Weakened industry fundamentals in the wireless sector continue to affect Dobson Communications Corp., said Rosemarie Kalinowski, a Standard & Poor's analyst. There continues to be declines in roaming yield. Roaming revenues account for 30% of overall revenues and are derived from Dobson providing service to subscribers of other wireless providers when those customers use Dobson systems to carry their calls. Also, competition risk looms, particularly from national carriers, when number portability comes into effect in the top 100 metropolitan areas in November. Number portability will allow cellular customers to change service providers without switching phone numbers.

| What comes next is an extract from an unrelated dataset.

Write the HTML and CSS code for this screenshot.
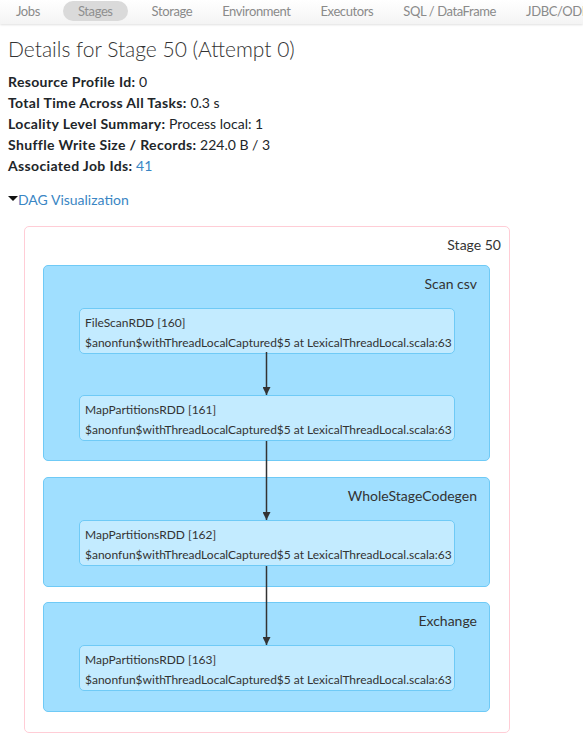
FILE: index.html
```html
<!DOCTYPE html>
<html>
<head>
<meta charset="utf-8">
<link rel="stylesheet" href="styles.css">
</head>
<body>
<nav class="navbar">
  <ul class="nav">
    <li class="nav-item">Jobs</li>
    <li class="nav-item active">Stages</li>
    <li class="nav-item">Storage</li>
    <li class="nav-item">Environment</li>
    <li class="nav-item">Executors</li>
    <li class="nav-item">SQL / DataFrame</li>
    <li class="nav-item">JDBC/ODBC Server</li>
  </ul>
</nav>
<main class="content">
  <h3 class="title">Details for Stage 50 (Attempt 0)</h3>
  <ul class="summary">
    <li><strong>Resource Profile Id:</strong> 0</li>
    <li><strong>Total Time Across All Tasks:</strong> 0.3 s</li>
    <li><strong>Locality Level Summary:</strong> Process local: 1</li>
    <li><strong>Shuffle Write Size / Records:</strong> 224.0 B / 3</li>
    <li><strong>Associated Job Ids:</strong> <a class="link" href="#">41</a></li>
  </ul>
  <div class="dag-toggle"><span class="caret"></span><a class="link" href="#">DAG Visualization</a></div>
  <div class="stage">
    <div class="stage-label">Stage 50</div>
    <div class="cluster first">
      <div class="cluster-label">Scan csv</div>
      <div class="node"><div>FileScanRDD [160]</div><div>$anonfun$withThreadLocalCaptured$5 at LexicalThreadLocal.scala:63</div></div>
      <div class="node n2"><div>MapPartitionsRDD [161]</div><div>$anonfun$withThreadLocalCaptured$5 at LexicalThreadLocal.scala:63</div></div>
    </div>
    <div class="cluster">
      <div class="cluster-label">WholeStageCodegen</div>
      <div class="node"><div>MapPartitionsRDD [162]</div><div>$anonfun$withThreadLocalCaptured$5 at LexicalThreadLocal.scala:63</div></div>
    </div>
    <div class="cluster">
      <div class="cluster-label">Exchange</div>
      <div class="node"><div>MapPartitionsRDD [163]</div><div>$anonfun$withThreadLocalCaptured$5 at LexicalThreadLocal.scala:63</div></div>
    </div>
    <svg class="edges" width="484" height="506" viewBox="0 0 484 506">
      <defs>
        <marker id="ah" viewBox="0 0 10 10" refX="10" refY="5" markerWidth="8" markerHeight="8" markerUnits="userSpaceOnUse" orient="auto">
          <path d="M0,0 L10,5 L0,10 z" fill="#333"/>
        </marker>
      </defs>
      <line x1="241.5" y1="125" x2="241.5" y2="168" stroke="#333" stroke-width="1.5" marker-end="url(#ah)"/>
      <line x1="241.5" y1="214" x2="241.5" y2="293" stroke="#333" stroke-width="1.5" marker-end="url(#ah)"/>
      <line x1="241.5" y1="339" x2="241.5" y2="418" stroke="#333" stroke-width="1.5" marker-end="url(#ah)"/>
    </svg>
  </div>
</main>
</body>
</html>
```

FILE: styles.css
```css
html, body {
  margin: 0;
  padding: 0;
  background: #fff;
}
body {
  font-family: "Lato", "Open Sans", sans-serif;
  color: #212529;
  font-size: 14px;
  overflow: hidden;
}
.navbar {
  height: 24px;
  background: linear-gradient(#ffffff, #f4f4f4);
  box-shadow: 0 1px 2px rgba(0,0,0,0.12);
  overflow: hidden;
}
.nav {
  list-style: none;
  margin: 0;
  padding: 0 0 0 1px;
  display: flex;
  white-space: nowrap;
}
.nav-item {
  padding: 0 15px;
  height: 20px;
  margin-top: 1px;
  line-height: 20px;
  font-size: 13px;
  letter-spacing: -0.4px;
  color: #8a8a8a;
  border-radius: 10px;
}
.nav-item.active {
  background: #dadada;
  color: #8f8f8f;
  margin: 1px 9px 0 8px;
}
.content {
  padding: 0 8px;
}
.title {
  margin: 11px 0 0 0;
  font-size: 21px;
  font-weight: 300;
  line-height: 28px;
  color: #333;
}
.summary {
  list-style: none;
  margin: 8px 0 0 0;
  padding: 0;
}
.summary li {
  line-height: 21px;
}
.summary strong {
  font-weight: 700;
  letter-spacing: 0.35px;
}
.link {
  color: #3a86c4;
  text-decoration: none;
}
.dag-toggle {
  margin-top: 14px;
  line-height: 20px;
}
.caret {
  display: inline-block;
  width: 0;
  height: 0;
  border-left: 5px solid transparent;
  border-right: 5px solid transparent;
  border-top: 5px solid #111;
  vertical-align: 4px;
}
.stage {
  position: relative;
  box-sizing: border-box;
  width: 486px;
  margin: 16px 0 0 16px;
  border: 1px solid #ffcdd6;
  border-radius: 5px;
  padding: 0 0 20px 18px;
}
.stage-label {
  height: 38px;
  box-sizing: border-box;
  padding: 8px 8px 0 0;
  line-height: 20px;
  text-align: right;
  font-size: 14px;
  color: #333;
}
.cluster {
  box-sizing: border-box;
  width: 447px;
  background: #a0dfff;
  border: 1px solid #6fcaf6;
  border-radius: 5px;
  padding: 0 0 20px 35px;
  margin-bottom: 15px;
}
.cluster.first {
  padding-bottom: 19px;
  margin-bottom: 16px;
}
.cluster:last-of-type {
  margin-bottom: 0;
}
.cluster-label {
  height: 42px;
  box-sizing: border-box;
  padding: 8px 12px 0 0;
  line-height: 20px;
  text-align: right;
  font-size: 14px;
  color: #333;
}
.node {
  box-sizing: border-box;
  width: 376px;
  height: 46px;
  background: #c3ebff;
  border: 1px solid #6fcaf6;
  border-radius: 5px;
  padding: 4px 0 0 5px;
  font-size: 12px;
  line-height: 20px;
  color: #333;
  white-space: nowrap;
}
.node.n2 {
  margin-top: 41px;
}
.edges {
  position: absolute;
  left: 0;
  top: 0;
  pointer-events: none;
}
```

These factors are incorporated into S&P's recent assignment of a B- to Dobson Cellular System's (DCS) $550 million term loan and $150 million revolver and a CCC+ to Dobson's $600 million senior notes. DCS is a subsidiary of Dobson.
The industry trends weighing on the credit are mitigated by Dobson's above-average EBITDA margins of 49% and efforts to reduce overall costs, Kalinowski noted. In addition, churn rates are better-than-average at Dobson and its fully-owned and unrestricted subsidiary, American Cellular Corp. The risk associated with the company's large roaming dependency is further allayed by long-term roaming agreements with AT&T Wireless Services and Cingular Wireless to cover global systems for mobile communication traffic, which limits near-term competitive threats. Dobson's capital expenditures are expected to peak between $135-145 million in 2003 and American Cellular's capital expenditure is anticipated to be around $85-105 million, with a large portion of this requirement directed to network upgrades associated with its major roaming contracts.
Dobson is working toward a recapitalization, which will include the merger of Dobson/Sygnet Communications and its subsidiaries into DCS. Proceeds from the new debt will be used to refinance approximately $751 million of outstanding debt under the Dobson Operating Company and the Dobson/Sygnet credit facilities, to tender 121/4% Sygnet senior notes, and tender 121/4% exchangeable preferred stock. The recapitalization will reduce overall debt, said Kalinowski, adding that the recap will also improve the company's overall liquidity for the 2004-2008 timeframe. S&P expects the combined Dobson and American Cellular entity to continue to be cash-flow positive even as the company works to complete its network upgrades. Leverage is expected to be 4.5 times. Warren Henry, v.p. of Dobson's investor relations, did not return calls.